My concern with this notion of frank and fearless advice being out of date is that it does presume such advice is never provided. Yes, there are issues like Robodebt, but frank and fearless advice is still provided. The change is that the public service’s advice is contested, and that isn’t necessarily a bad thing. Oh, and Ministers have always had the final say on policy as representatives of the elected government; the benevolent technocrats of the past who bullied ministers into submission are where they belong, in the past.

Peter Graves12:06 pm 13 Apr 23

You might like to check for more recent reactions by the government to advice that was unwelcome. From Renee Leon:

Former Human Services secretary Professor Renee Leon lost her job when she was forced to wind up the robo-debt scheme after then-government services minister Stuart Robert had resisted solicitor-general’s advice that the scheme was unlawful.

HiddenDragon7:18 pm 12 Apr 23

“…… the service, parts of the service at times have lost its soul…”

Having eventually regained it after this episode? –


Some awful, shameful things happened in the name of “Robodebt” but it would be a very big mistake to treat it as unique or unprecedented in essence (even if it is thus far, one of the more publicly spectacular failures of public administration in Australia), or to assume such things only ever go badly wrong under one side of politics – the latter view being particularly tempting in the early days after regime change.

They need a review of what powers political staffers have.
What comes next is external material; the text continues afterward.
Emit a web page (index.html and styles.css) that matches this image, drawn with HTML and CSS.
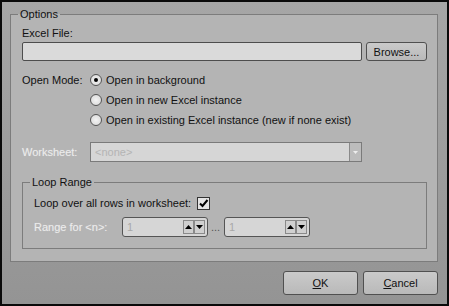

At the moment, any staffer seems to have the authority to direct public servants to do whatever the immediate whim is, regardless of legislation, regulations or contractual obligations.

But as my APS friends tell me, it’s usually shrouded in terms like “The minister wants …” – and it would be a brave public servant who responded “Well if the minister wants that, you have them call me themselves.”

de Brouwer is out of date. Morrison explicitly stated that the APS was only there to deliver what ministers and local MPs wanted, an attitude dating back decades. Public interest and legality are so last century. Ask the children overboard sailors, tax whistleblowers, Robodebt counter staff, sports commission etc.

Yes, but Brian, isn’t it good to reminisce about the good ol’ days of ‘frank and fearless advice’

Reminds me of the ‘In the beginning was the plan’ joke.

Peter Graves2:33 pm 11 Apr 23

I do hope that Secretary de Brouwer will be recommending permanency for Secretaries, to ensure that they do provide their frank and fearless advice without being fired for giving it. And that the SES will also act accordingly.

Remember the earlier firing of Paul Barrett as Secretary of Defence. On 21 July 1999, the Secretary of PM&C Moore-Wilton advised Barratt that he was being terminated, through advice to the Prime Minister and the Governor-General. This termination was held to be because of the breakdown in the relationship between Moore and Barratt and did not relate to his competence or any misconduct. Barratt appealed to the Federal Court on the grounds that the Minister had provided no reasons for this action and also for lack of due process (having been given no opportunity first to rebut any of the Minister’s conclusions).

Despite an initial temporary decision upholding Barratt, the Court eventually held that Barratt had no right to be so advised and that neither the Prime Minister (nor the Secretary of PM&C) was obliged to consider whether the Defence Minister’s loss of trust and confidence was well-founded. No requirements for procedural fairness or natural justice in connection with their termination existed for Secretaries.

Thus the various sackings of Secretaries over the years since. Sending signals of compliance throughout the SES and APS, more generally. I suggest.